Around this time, another means of communication one step more sophisticated will have been in use at least from the year before: Writing messages on pieces of paper, rolling them into balls, and throw them to the other interlocutor. It saves you the privacy, because if you pass them from one desk to another, chances are nosy mates in between will read and find some way to make fun of the message. That can be a rumor you don’t want, like that you like the person sitting by the window and such. In high school and college, that kind of rumor can get you into real relationship with said person.

Somehow, having conversations on paper, which now may have been obsolete thanks to smartphones in everyone’s hands, lasted for me until high school years. I remember keeping one piece of paper with a close girl friend’s drawing on it. I passed it back to her, who then happened to sit just behind me, with certain translated Japanese song lyrics I claimed to be my own poetry. I received it back with a smiley face at the end of the lyrics. After the last hour bell rang, I said to her she could keep it. No, she said, I should keep it, implying such romantic and memorable future memento should be kept by someone special. I caught that impression, but this tug of war went on for a period of time longer than it should. The reason was that I wasn’t impressed by the drawing she thought was pretty, so I felt no real urge to keep it. Perhaps she also thought the lyrics were ugly though.
She was personally close to me then, maybe even closer than was she to her boyfriend. She often told me her relationships problem. Of course, like many other single high schoolers, I was a relationship expert, and she seemed to grow closer to me day after day. Once in a while I would ask her out to have some bites near her house. She would be indisposed. Her boyfriend might find out. Of course, what else could it be?
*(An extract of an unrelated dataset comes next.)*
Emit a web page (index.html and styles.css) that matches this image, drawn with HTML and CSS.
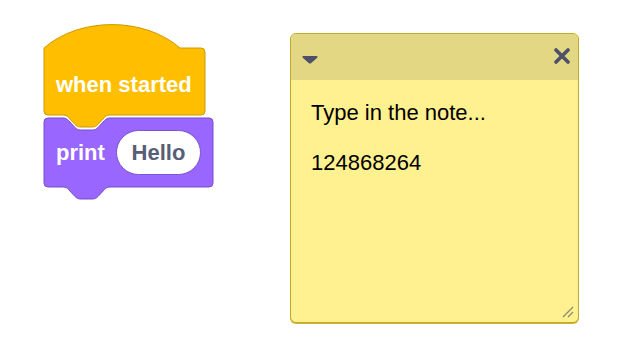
FILE: index.html
```html
<!DOCTYPE html>
<html lang="en">
<head>
<meta charset="utf-8">
<title>Blocks workspace</title>
<link rel="stylesheet" href="styles.css">
</head>
<body>
<div class="workspace">
  <svg class="stack" width="220" height="210" viewBox="0 0 220 210" xmlns="http://www.w3.org/2000/svg">
    <path class="block-looks" d="M 44,122 a4,4 0 0 1 4,-4 H 63 C 66,118 67,119 68.5,120.5 L 75,127.5 C 76.5,129 78,130 80.5,130 H 92.5 C 95,130 96.5,129 98,127.5 L 104.5,120.5 C 106,119 107,118 110,118 H 209 a4,4 0 0 1 4,4 V 183 a4,4 0 0 1 -4,4 H 110 C 107,187 106,188 104.5,189.5 L 98,196.5 C 96.5,198 95,199 92.5,199 H 80.5 C 78,199 76.5,198 75,196.5 L 68.5,189.5 C 67,188 66,187 63,187 H 48 a4,4 0 0 1 -4,-4 Z"/>
    <path class="block-event" d="M 44,48 C 79.4,16.8 144.6,16.8 180,48 H 201 a4,4 0 0 1 4,4 V 111 a4,4 0 0 1 -4,4 H 110 C 107,115 106,116 104.5,117.5 L 98,124.5 C 96.5,126 95,127 92.5,127 H 80.5 C 78,127 76.5,126 75,124.5 L 68.5,117.5 C 67,116 66,115 63,115 H 48 a4,4 0 0 1 -4,-4 Z"/>
    <text class="block-label" x="56" y="92">when started</text>
    <text class="block-label" x="56" y="160">print</text>
    <rect class="pill" x="116.5" y="130.5" width="84" height="44" rx="22" ry="22"/>
    <text class="pill-label" x="158.5" y="160" text-anchor="middle">Hello</text>
  </svg>

  <div class="note">
    <div class="note-header">
      <svg class="caret" width="16" height="9" viewBox="0 0 16 9" xmlns="http://www.w3.org/2000/svg">
        <path d="M 1.5,1 H 14.5 C 15.6,1 16,2 15.2,2.8 L 9,8.2 C 8.4,8.7 7.6,8.7 7,8.2 L 0.8,2.8 C 0,2 0.4,1 1.5,1 Z"/>
      </svg>
      <svg class="close" width="16" height="16" viewBox="0 0 16 16" xmlns="http://www.w3.org/2000/svg">
        <path d="M 2,2 L 14,14 M 14,2 L 2,14"/>
      </svg>
    </div>
    <div class="note-body">
      <p class="note-line">Type in the note...</p>
      <p class="note-line">124868264</p>
      <svg class="resize" width="14" height="14" viewBox="0 0 14 14" xmlns="http://www.w3.org/2000/svg">
        <path d="M 2,12 L 12,2 M 7,12 L 12,7"/>
      </svg>
    </div>
  </div>
</div>
</body>
</html>
```

FILE: styles.css
```css
html, body {
  margin: 0;
  padding: 0;
  background: #ffffff;
}

.workspace {
  display: flex;
  align-items: flex-start;
  width: 636px;
  height: 362px;
  font-family: "Liberation Sans", Arial, sans-serif;
}

.stack {
  display: block;
  flex: none;
}

.block-event {
  fill: #ffbf00;
  stroke: #cf9a00;
  stroke-width: 1;
}

.block-looks {
  fill: #9966ff;
  stroke: #774dcb;
  stroke-width: 1;
}

.block-label {
  font-family: "Liberation Sans", Arial, sans-serif;
  font-weight: 700;
  font-size: 22px;
  fill: #ffffff;
}

.pill {
  fill: #ffffff;
  stroke: #7a55d0;
  stroke-width: 1;
}

.pill-label {
  font-family: "Liberation Sans", Arial, sans-serif;
  font-weight: 700;
  font-size: 22px;
  fill: #575e75;
}

.note {
  flex: none;
  margin-left: 70px;
  margin-top: 33px;
  width: 289px;
  height: 290px;
  box-sizing: border-box;
  border: 1px solid #c1aa2a;
  border-radius: 6px;
  box-shadow: 0 1px 0 #c9b32e;
  background: #fff18f;
  display: flex;
  flex-direction: column;
  overflow: hidden;
}

.note-header {
  flex: none;
  height: 46px;
  background: #e4d784;
  display: flex;
  align-items: center;
  justify-content: space-between;
  padding: 0 8px 0 11px;
}

.caret {
  display: block;
  margin-top: 5px;
}

.caret path {
  fill: #4c5068;
}

.close {
  display: block;
  margin-top: -2px;
}

.close path {
  stroke: #4c5068;
  stroke-width: 3.6;
  stroke-linecap: round;
  fill: none;
}

.note-body {
  flex: 1;
  position: relative;
  padding: 20px 20px 0 20px;
}

.note-line {
  margin: 0 0 25px 0;
  font-size: 22px;
  line-height: 25px;
  color: #000000;
}

.resize {
  position: absolute;
  right: 3px;
  bottom: 3px;
  display: block;
}

.resize path {
  stroke: #8c8a76;
  stroke-width: 1.3;
  fill: none;
}
```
But then once I said if only she hadn’t been in a relationship, to which she replied if only she had known she would meet someone like me.

Maybe it’s because of the field I was an expert in that I could respond to the problems she told me. Maybe it’s because back then I was a smartass who spared little thought on what to say, but these days, I often find it difficult to properly respond when people confide to me. A lot has been going on, I guess, in college and books I read that somehow I became too careful perhaps in these things. These days, my responses to situations my friends are in mainly consist of things that sound like hands-off, like just shrug it off and just stay there and it will go away on its own. The latest case happened last night. A friend, it seemed to me, was having existential crisis, asking herself what life was actually for. After some lame, clichéd suggestions, my final advice came to be ‘maybe after a while it will go on its own, just hang in there’. It’s super effective. Fast forward to the casual chit-chats as if the heavier topic had never been brought up at all, she thanked me, saying I would find a sympathetic ear on her too when I am in situations. I thanked her and said I was fine at the moment. Smiley emoticon.  Blue double ticks. End of conversation, beginning of a new thought. I was wondering if she had told her boyfriend about it too? I was wondering if I attract only girls with boyfriends, even though in these cases I was more of being friendzoned?

Like any normal single person my age not desperate to get into a relationship, I couldn’t help but think of her throughout the night, imagining scenarios where we would ride on my car throughout the city talking about random stuff. As the night grew mellow, the conversation would as well get more intimate, and I got to be increasingly tempted to confide to her what really bothers me all this time: That I didn’t make the most of my exchange program in Bangkok few years back when we were still in college. I spent my time surfing the internet, not meeting people, locking myself in the small dorm room within the big campus at the center of the huge city, neglecting my exams, going to the red light district with the scholarship money which came from the Thai taxpayers’ money only to back off when I noticed some random women had well-built shoulders. Heck, maybe I would be too embarrassed to tell the last thing but she would, as in cheesy soap operas, notice it and persuade me to let it all out. I couldn’t. The only woman I would even cry in front of was my first girlfriend, who up until now also happens to be my only girlfriend. Ex-girlfriend, to be exact.

But, if that scenario really did take place at all, I don’t think I would tell her all that anyway. I have recently been telling myself to be a stronger person. To tell anyone at all about past problems like that sounds exactly like whining. ‘Yes, but sometimes people need to let out their emotions too,’ my thought would contradict itself. ‘Maybe, maybe not, maybe fuck yourself,’ it would recite a scene in an American comedy movie, ‘Other people have their problems too, ok? So quit giving others hard time!’ The sequence of thoughts in my mind would go something like this, so I would be happy if friends I consider close to me would voluntarily ask me what’s wrong, which is also why I do not tell off people when they confide to me. Except for that one time when I was facing exam, suddenly living like a church-goer again, and a friend I made when in Bangkok (male, 100%) was complaining about how he had to cook for his sister. Later on I felt rather bad about it, but as one of my favorite columnist advised on regrets, if you make a great mistake, there’s no need for regret, you will make bigger mistakes anyway. Oh, well.

I press my Capri-Sun packaging to extract from it its last drop. It’s only recently that I rediscovered the delicious drink, although it has been some time that I became aware that foods and drinks that sweet could give me diabetes. Cool morning breeze sweeps pleasantly over my face, while the sun has climbed higher out of the city skylines to fill my room with a warmer hue of yellow. A nice weather for a Saturday morning, indeed, although my favorite will always be the cozy cloudy sky with thinly visible drizzle. I am thinking of having instant noodles as breakfast, despite the fact that once I bought a whole box of it and ate it continuously for several days that even the scent of it made me want to throw up. But the fact that there is another box next to several Capri-Sun must say something about my fondness of it. Is that how true love should be? Maybe I’ll muse over it later.